──────── DATA SECTION ────────

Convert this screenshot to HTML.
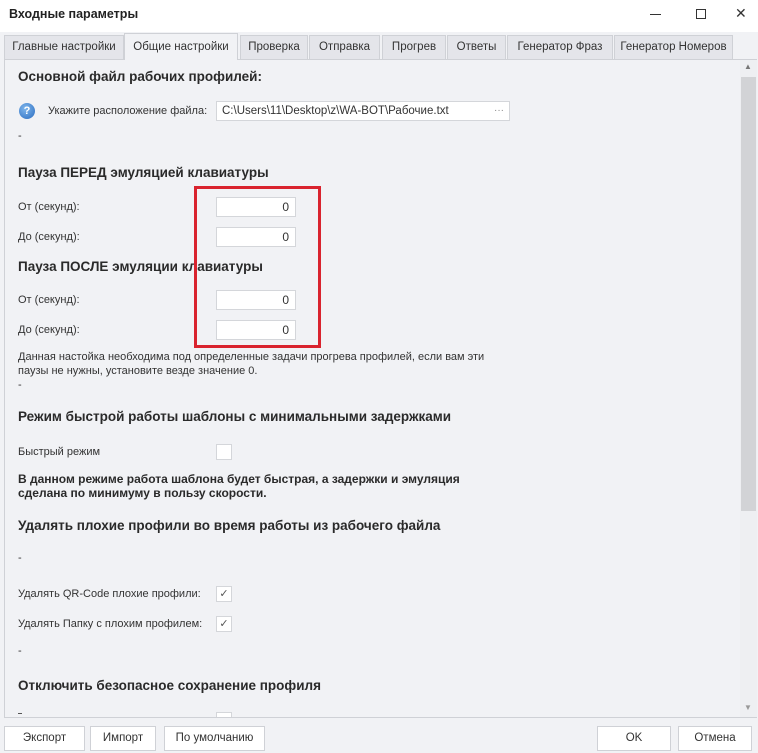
<!DOCTYPE html>
<html><head><meta charset="utf-8"><style>
*{margin:0;padding:0;box-sizing:border-box}
body{width:758px;height:753px;background:#f1f2f5;font-family:"Liberation Sans","DejaVu Sans",sans-serif;color:#333;position:relative;overflow:hidden;font-size:11px}
.a{position:absolute;white-space:nowrap}
#title{left:0;top:0;width:758px;height:32px;background:#fff}
.tab{position:absolute;top:35px;height:24px;background:#e4e5ea;border:1px solid #cfd1d6;border-bottom:none;font-size:11.5px;color:#333;text-align:center;line-height:22px}
.tab.act{top:33px;height:27px;background:#f1f2f5;line-height:26px}
#panel{left:4px;top:59px;width:753px;height:659px;border:1px solid #cfd1d6;border-right:none;background:#f1f2f5}
h{position:absolute;font-weight:bold;font-size:13.5px;color:#2a2a2a;white-space:nowrap}
.l{position:absolute;font-size:11px;color:#333;white-space:nowrap}
.in{position:absolute;background:#fff;border:1px solid #d4d6da;height:20px;width:80px;text-align:right;padding-right:6px;line-height:18px;font-size:12px}
.cb{position:absolute;width:16px;height:16px;background:#fff;border:1px solid #d4d6da;font-size:11px;text-align:center;line-height:14px;color:#555}
.btn{position:absolute;top:726px;height:25px;background:#fff;border:1px solid #cfd1d6;text-align:center;line-height:23px;font-size:11.5px;color:#333}
</style></head><body>
<div class="a" id="title"></div>
<div class="a" style="left:9px;top:7px;font-weight:bold;font-size:12.5px;color:#222">Входные параметры</div>
<div class="a" style="left:650px;top:14px;width:11px;height:1px;background:#333"></div>
<div class="a" style="left:696px;top:9px;width:10px;height:10px;border:1px solid #333"></div>
<div class="a" style="left:735px;top:5px;font-size:14px;color:#333">✕</div>

<div class="a" id="panel"></div>
<div class="tab" style="left:4px;width:120px">Главные настройки</div>
<div class="tab act" style="left:124px;width:114px;border-color:#cfd1d6">Общие настройки</div>
<div class="tab" style="left:240px;width:68px">Проверка</div>
<div class="tab" style="left:309px;width:71px">Отправка</div>
<div class="tab" style="left:382px;width:64px">Прогрев</div>
<div class="tab" style="left:447px;width:59px">Ответы</div>
<div class="tab" style="left:507px;width:106px">Генератор Фраз</div>
<div class="tab" style="left:614px;width:119px">Генератор Номеров</div>

<div class="a" style="left:740px;top:60px;width:17px;height:657px;background:#eeeff2"></div>
<div class="a" style="left:741px;top:77px;width:15px;height:434px;background:#d2d3d6"></div>
<div class="a" style="left:744px;top:62px;font-size:8px;color:#777">▲</div>
<div class="a" style="left:744px;top:703px;font-size:8px;color:#999">▼</div>

<h style="left:18px;top:69px">Основной файл рабочих профилей:</h>
<div class="a" style="left:19px;top:103px;width:16px;height:16px;border-radius:50%;background:radial-gradient(circle at 40% 35%,#7fb6ec,#2a6cc0);color:#fff;font-size:11px;font-weight:bold;text-align:center;line-height:16px">?</div>
<div class="l" style="left:48px;top:105px">Укажите расположение файла:</div>
<div class="a" style="left:216px;top:101px;width:294px;height:20px;background:#fff;border:1px solid #d4d6da;font-size:11.5px;line-height:18px;padding-left:5px">C:\Users\11\Desktop\z\WA-BOT\Рабочие.txt<span style="position:absolute;right:5px;color:#888;font-size:10px">···</span></div>
<div class="l" style="left:18px;top:130px">-</div>

<h style="left:18px;top:165px">Пауза ПЕРЕД эмуляцией клавиатуры</h>
<div class="l" style="left:18px;top:201px">От (секунд):</div>
<div class="in" style="left:216px;top:197px">0</div>
<div class="l" style="left:18px;top:231px">До (секунд):</div>
<div class="in" style="left:216px;top:227px">0</div>
<h style="left:18px;top:259px">Пауза ПОСЛЕ эмуляции клавиатуры</h>
<div class="l" style="left:18px;top:294px">От (секунд):</div>
<div class="in" style="left:216px;top:290px">0</div>
<div class="l" style="left:18px;top:324px">До (секунд):</div>
<div class="in" style="left:216px;top:320px">0</div>
<div class="a" style="left:194px;top:186px;width:127px;height:162px;border:3px solid #d9232e"></div>

<div class="l" style="left:18px;top:350px;line-height:14px">Данная настойка необходима под определенные задачи прогрева профилей, если вам эти<br>паузы не нужны, установите везде значение 0.<br>-</div>

<h style="left:18px;top:409px">Режим быстрой работы шаблоны с минимальными задержками</h>
<div class="l" style="left:18px;top:446px">Быстрый режим</div>
<div class="cb" style="left:216px;top:444px"></div>
<div class="l" style="left:18px;top:472px;font-weight:bold;font-size:12px;line-height:14px;color:#2a2a2a">В данном режиме работа шаблона будет быстрая, а задержки и эмуляция<br>сделана по минимуму в пользу скорости.</div>

<h style="left:18px;top:518px">Удалять плохие профили во время работы из рабочего файла</h>
<div class="l" style="left:18px;top:552px">-</div>
<div class="l" style="left:18px;top:588px">Удалять QR-Code плохие профили:</div>
<div class="cb" style="left:216px;top:586px">✓</div>
<div class="l" style="left:18px;top:618px">Удалять Папку с плохим профилем:</div>
<div class="cb" style="left:216px;top:616px">✓</div>
<div class="l" style="left:18px;top:645px">-</div>
<h style="left:18px;top:678px">Отключить безопасное сохранение профиля</h>
<div class="a" style="left:216px;top:712px;width:16px;height:5px;background:#fff;border:1px solid #d4d6da;border-bottom:none"></div>
<div class="a" style="left:18px;top:713px;width:4px;height:1px;background:#555"></div>

<div class="btn" style="left:4px;width:81px">Экспорт</div>
<div class="btn" style="left:90px;width:66px">Импорт</div>
<div class="btn" style="left:164px;width:101px">По умолчанию</div>
<div class="btn" style="left:597px;width:74px">OK</div>
<div class="btn" style="left:678px;width:74px">Отмена</div>
</body></html>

────────

*TASK REQUIREMENTS*: All of the data needs repeating exactly, but the pictures do not.

*ANSWER FOR THE TASK*:
Convert this screenshot to HTML.
<!DOCTYPE html>
<html><head><meta charset="utf-8"><style>
*{margin:0;padding:0;box-sizing:border-box}
body{width:758px;height:753px;background:#f1f2f5;font-family:"Liberation Sans","DejaVu Sans",sans-serif;color:#333;position:relative;overflow:hidden;font-size:11px}
.a{position:absolute;white-space:nowrap}
#title{left:0;top:0;width:758px;height:32px;background:#fff}
.tab{position:absolute;top:35px;height:24px;background:#e4e5ea;border:1px solid #cfd1d6;border-bottom:none;font-size:11.5px;color:#333;text-align:center;line-height:22px}
.tab.act{top:33px;height:27px;background:#f1f2f5;line-height:26px}
#panel{left:4px;top:59px;width:753px;height:659px;border:1px solid #cfd1d6;border-right:none;background:#f1f2f5}
h{position:absolute;font-weight:bold;font-size:13.5px;color:#2a2a2a;white-space:nowrap}
.l{position:absolute;font-size:11px;color:#333;white-space:nowrap}
.in{position:absolute;background:#fff;border:1px solid #d4d6da;height:20px;width:80px;text-align:right;padding-right:6px;line-height:18px;font-size:12px}
.cb{position:absolute;width:16px;height:16px;background:#fff;border:1px solid #d4d6da;font-size:11px;text-align:center;line-height:14px;color:#555}
.btn{position:absolute;top:726px;height:25px;background:#fff;border:1px solid #cfd1d6;text-align:center;line-height:23px;font-size:11.5px;color:#333}
</style></head><body>
<div class="a" id="title"></div>
<div class="a" style="left:9px;top:7px;font-weight:bold;font-size:12.5px;color:#222">Входные параметры</div>
<div class="a" style="left:650px;top:14px;width:11px;height:1px;background:#333"></div>
<div class="a" style="left:696px;top:9px;width:10px;height:10px;border:1px solid #333"></div>
<div class="a" style="left:735px;top:5px;font-size:14px;color:#333">✕</div>

<div class="a" id="panel"></div>
<div class="tab" style="left:4px;width:120px">Главные настройки</div>
<div class="tab act" style="left:124px;width:114px;border-color:#cfd1d6">Общие настройки</div>
<div class="tab" style="left:240px;width:68px">Проверка</div>
<div class="tab" style="left:309px;width:71px">Отправка</div>
<div class="tab" style="left:382px;width:64px">Прогрев</div>
<div class="tab" style="left:447px;width:59px">Ответы</div>
<div class="tab" style="left:507px;width:106px">Генератор Фраз</div>
<div class="tab" style="left:614px;width:119px">Генератор Номеров</div>

<div class="a" style="left:740px;top:60px;width:17px;height:657px;background:#eeeff2"></div>
<div class="a" style="left:741px;top:77px;width:15px;height:434px;background:#d2d3d6"></div>
<div class="a" style="left:744px;top:62px;font-size:8px;color:#777">▲</div>
<div class="a" style="left:744px;top:703px;font-size:8px;color:#999">▼</div>

<h style="left:18px;top:69px">Основной файл рабочих профилей:</h>
<div class="a" style="left:19px;top:103px;width:16px;height:16px;border-radius:50%;background:radial-gradient(circle at 40% 35%,#7fb6ec,#2a6cc0);color:#fff;font-size:11px;font-weight:bold;text-align:center;line-height:16px">?</div>
<div class="l" style="left:48px;top:105px">Укажите расположение файла:</div>
<div class="a" style="left:216px;top:101px;width:294px;height:20px;background:#fff;border:1px solid #d4d6da;font-size:11.5px;line-height:18px;padding-left:5px">C:\Users\11\Desktop\z\WA-BOT\Рабочие.txt<span style="position:absolute;right:5px;color:#888;font-size:10px">···</span></div>
<div class="l" style="left:18px;top:130px">-</div>

<h style="left:18px;top:165px">Пауза ПЕРЕД эмуляцией клавиатуры</h>
<div class="l" style="left:18px;top:201px">От (секунд):</div>
<div class="in" style="left:216px;top:197px">0</div>
<div class="l" style="left:18px;top:231px">До (секунд):</div>
<div class="in" style="left:216px;top:227px">0</div>
<h style="left:18px;top:259px">Пауза ПОСЛЕ эмуляции клавиатуры</h>
<div class="l" style="left:18px;top:294px">От (секунд):</div>
<div class="in" style="left:216px;top:290px">0</div>
<div class="l" style="left:18px;top:324px">До (секунд):</div>
<div class="in" style="left:216px;top:320px">0</div>
<div class="a" style="left:194px;top:186px;width:127px;height:162px;border:3px solid #d9232e"></div>

<div class="l" style="left:18px;top:350px;line-height:14px">Данная настойка необходима под определенные задачи прогрева профилей, если вам эти<br>паузы не нужны, установите везде значение 0.<br>-</div>

<h style="left:18px;top:409px">Режим быстрой работы шаблоны с минимальными задержками</h>
<div class="l" style="left:18px;top:446px">Быстрый режим</div>
<div class="cb" style="left:216px;top:444px"></div>
<div class="l" style="left:18px;top:472px;font-weight:bold;font-size:12px;line-height:14px;color:#2a2a2a">В данном режиме работа шаблона будет быстрая, а задержки и эмуляция<br>сделана по минимуму в пользу скорости.</div>

<h style="left:18px;top:518px">Удалять плохие профили во время работы из рабочего файла</h>
<div class="l" style="left:18px;top:552px">-</div>
<div class="l" style="left:18px;top:588px">Удалять QR-Code плохие профили:</div>
<div class="cb" style="left:216px;top:586px">✓</div>
<div class="l" style="left:18px;top:618px">Удалять Папку с плохим профилем:</div>
<div class="cb" style="left:216px;top:616px">✓</div>
<div class="l" style="left:18px;top:645px">-</div>
<h style="left:18px;top:678px">Отключить безопасное сохранение профиля</h>
<div class="a" style="left:216px;top:712px;width:16px;height:5px;background:#fff;border:1px solid #d4d6da;border-bottom:none"></div>
<div class="a" style="left:18px;top:713px;width:4px;height:1px;background:#555"></div>

<div class="btn" style="left:4px;width:81px">Экспорт</div>
<div class="btn" style="left:90px;width:66px">Импорт</div>
<div class="btn" style="left:164px;width:101px">По умолчанию</div>
<div class="btn" style="left:597px;width:74px">OK</div>
<div class="btn" style="left:678px;width:74px">Отмена</div>
</body></html>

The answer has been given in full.